Staff below Grade 6 might also gain if they left before their tenth year of service, but they then lost out if they left with ten or more years of service. The cuts fall deepest on higher paid and long serving staff, some of whom stood to lose figures of £30,000 or more. We were aware of cases of individuals who had lost over £20,000.

On January 2007's figures:

  • A 40 year old Grade 7 staff member on point 36 with 20 years service would lose over £16,000.
  • A Grade 8 staff member of the same age on point 45 would lose over £23,000.
  • The most any 40 year old staff member can gain with four years of service is £580.


This branch notes

  1. UCL's unilateral imposition of changes to the College Enhanced Redundancy Pay scheme.
  2. UCL's stated justification is the Age Discrimination Regulations 2006. Legal advice is that the legislation does not make necessary the legal changes imposed by UCL.
  3. UCL claims that the changes are 'cost-neutral'. There is therefore no reason to change them on grounds of cost.
  4. The college unions have not been negotiated or consulted with. UCL did not raise the redundancy scheme as part of its consultation on the Age Regulations.

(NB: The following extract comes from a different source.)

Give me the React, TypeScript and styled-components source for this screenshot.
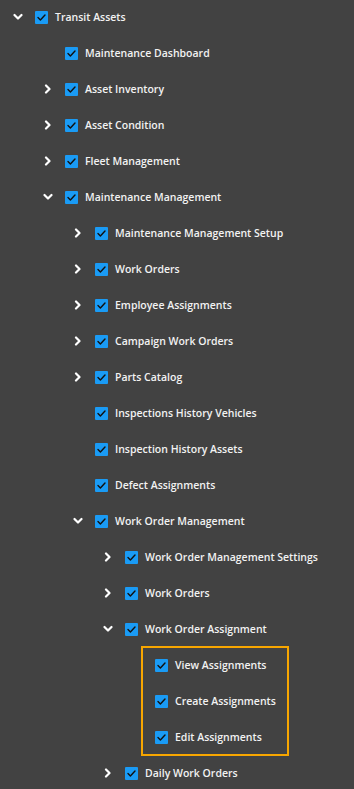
import React from 'react';
import styled, { createGlobalStyle } from 'styled-components';

type Node = {
  label: string;
  level: number;
  toggle?: 'open' | 'closed';
};

const GlobalStyle = createGlobalStyle`
  html, body {
    margin: 0;
    padding: 0;
    background: #424242;
  }
  body {
    font-family: 'Open Sans', 'Noto Sans', sans-serif;
  }
`;

const Tree = styled.div`
  width: 354px;
  min-height: 789px;
  background: #424242;
  margin-top: -1px;
  overflow: hidden;
`;

const Row = styled.div<{ $level: number }>`
  display: flex;
  align-items: center;
  height: 36px;
  padding-left: ${props => props.$level * 30}px;
`;

const Toggle = styled.span`
  display: flex;
  align-items: center;
  justify-content: center;
  width: 35px;
  flex-shrink: 0;
  color: #ffffff;
`;

const Box = styled.span`
  display: flex;
  align-items: center;
  justify-content: center;
  width: 13px;
  height: 13px;
  border-radius: 1px;
  background: #1a9bf5;
  flex-shrink: 0;
`;

const Label = styled.span`
  margin-left: 7px;
  font-size: 10.5px;
  font-weight: 600;
  color: #f2f2f2;
  white-space: nowrap;
`;

const Highlight = styled.div`
  margin-left: 142px;
  width: 146px;
  outline: 2.5px solid #f7a600;
  outline-offset: -1px;
`;

const HighlightRow = styled.div`
  display: flex;
  align-items: center;
  height: 36px;
  padding-left: 13px;
`;

const nodes: Node[] = [
  { label: 'Transit Assets', level: 0, toggle: 'open' },
  { label: 'Maintenance Dashboard', level: 1 },
  { label: 'Asset Inventory', level: 1, toggle: 'closed' },
  { label: 'Asset Condition', level: 1, toggle: 'closed' },
  { label: 'Fleet Management', level: 1, toggle: 'closed' },
  { label: 'Maintenance Management', level: 1, toggle: 'open' },
  { label: 'Maintenance Management Setup', level: 2, toggle: 'closed' },
  { label: 'Work Orders', level: 2, toggle: 'closed' },
  { label: 'Employee Assignments', level: 2, toggle: 'closed' },
  { label: 'Campaign Work Orders', level: 2, toggle: 'closed' },
  { label: 'Parts Catalog', level: 2, toggle: 'closed' },
  { label: 'Inspections History Vehicles', level: 2 },
  { label: 'Inspection History Assets', level: 2 },
  { label: 'Defect Assignments', level: 2 },
  { label: 'Work Order Management', level: 2, toggle: 'open' },
  { label: 'Work Order Management Settings', level: 3, toggle: 'closed' },
  { label: 'Work Orders', level: 3, toggle: 'closed' },
  { label: 'Work Order Assignment', level: 3, toggle: 'open' },
];

const highlighted = ['View Assignments', 'Create Assignments', 'Edit Assignments'];

const Chevron = ({ open }: { open: boolean }) => (
  <svg width="10" height="10" viewBox="0 0 10 10">
    <polyline
      points={open ? '1.5,3 5,6.5 8.5,3' : '3,1.5 6.5,5 3,8.5'}
      fill="none"
      stroke="currentColor"
      strokeWidth="2.2"
      strokeLinecap="round"
      strokeLinejoin="round"
    />
  </svg>
);

const Check = () => (
  <Box>
    <svg width="11" height="11" viewBox="0 0 11 11">
      <polyline
        points="2,5.6 4.4,8 9,3"
        fill="none"
        stroke="#111"
        strokeWidth="1.4"
        strokeLinecap="round"
        strokeLinejoin="round"
      />
    </svg>
  </Box>
);

const TreeRow = ({ node }: { node: Node }) => (
  <Row $level={node.level}>
    <Toggle>{node.toggle && <Chevron open={node.toggle === 'open'} />}</Toggle>
    <Check />
    <Label>{node.label}</Label>
  </Row>
);

export default function App() {
  return (
    <>
      <GlobalStyle />
      <Tree>
        {nodes.map((node, i) => (
          <TreeRow key={i} node={node} />
        ))}
        <Highlight>
          {highlighted.map(label => (
            <HighlightRow key={label}>
              <Check />
              <Label>{label}</Label>
            </HighlightRow>
          ))}
        </Highlight>
        <TreeRow node={{ label: 'Daily Work Orders', level: 3, toggle: 'closed' }} />
      </Tree>
    </>
  );
}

The scheme is an 'implied term' of employment and letters to staff used to state that they were entitled to the money under the scheme.
  5. All three trade unions, Unison, Amicus and UCU, have expressed forthright opposition to these changes and have written to the college seeking meaningful negotiations.
  6. These changes take place in the context of a College-wide Regeneration Plan which continues to lead to involuntary redundancies.

This branch believes 

that the main effect of these cuts is to punish those who have given years of loyalty to UCL.

This branch resolves

  1. As a first step, members are urged not to accept any reduced redundancy payments.
  2. To demand a moratorium: that the old scheme is reinstated until a new one can be negotiated.
  3. That a new proposed scheme must be agreed by a union general meeting.

Proposed: UCL UCU Executive Committee. Passed unanimously.


Industrial action has not been ruled out. The question will be considered in the light of current discussions with UCL at the next general meeting.